Any analysis which draws attention to the immense importance of economic factors in determining the cultural consciousness of 18th-century society will have obvious echoes of Karl Marx. But, just as Popper pointed out that while Beethoven was affected by such social developments as the enlargement of the orchestra, no theory of metaphysical or materialist determinism could explain a single bar of his music, St Clair is clear that the economic base of the English publishing industry cannot explain any of the great poems or novels of the Romantic era. He does not wish to resurrect Marxism, but he does stress the importance of the economic processes of the publishing and printing industry in influencing the minds of readers.
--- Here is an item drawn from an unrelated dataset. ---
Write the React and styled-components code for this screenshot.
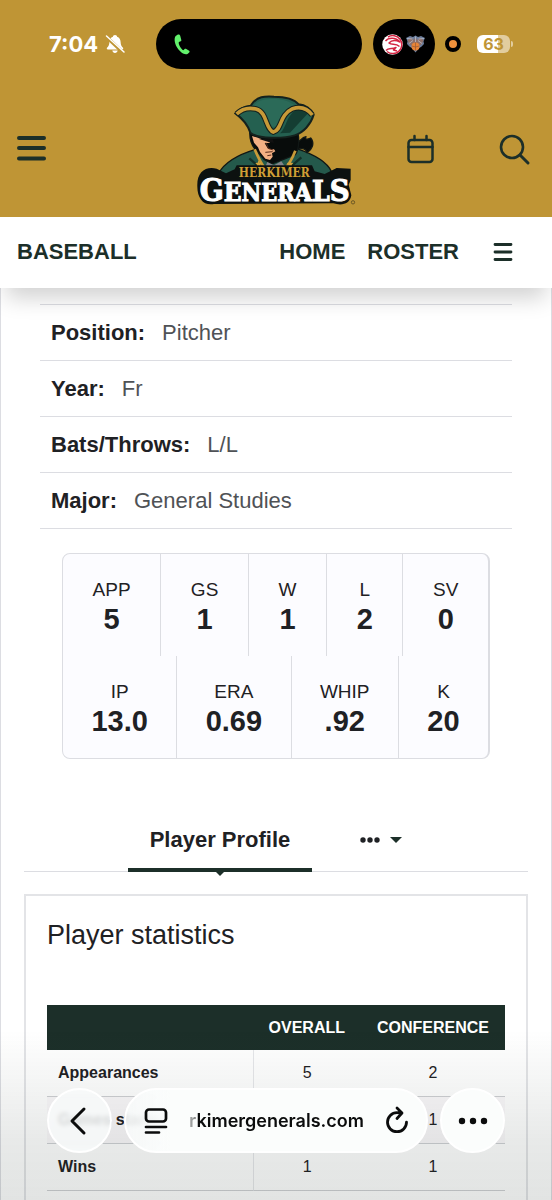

A book containing a vast amount of new information, based on massive investigation, could not, one would have thought, fail to contain a lot of errors, some of them serious. But the errors I spotted in St Clair’s book are few and unimportant. Perhaps one of them is worth a mention. The Leveller leader, John Lilburne, is described as a ‘regicide’. ‘Honest John’ Lilburne was indeed asked to join the Special High Court of Justice which was set up to try Charles I, but as he wanted the king to be tried by the general law of England he refused the invitation. Had he sat on the court, he would probably have voted for the king’s execution and become a regicide, but one cannot be sure even of that. Lilburne was so unpredictable and opposition-minded it was said of him that ‘if there were none other living but himself, John would be against Lilburne and Lilburne against John.’ The Reading Nation is a work of formidable scholarship and accuracy.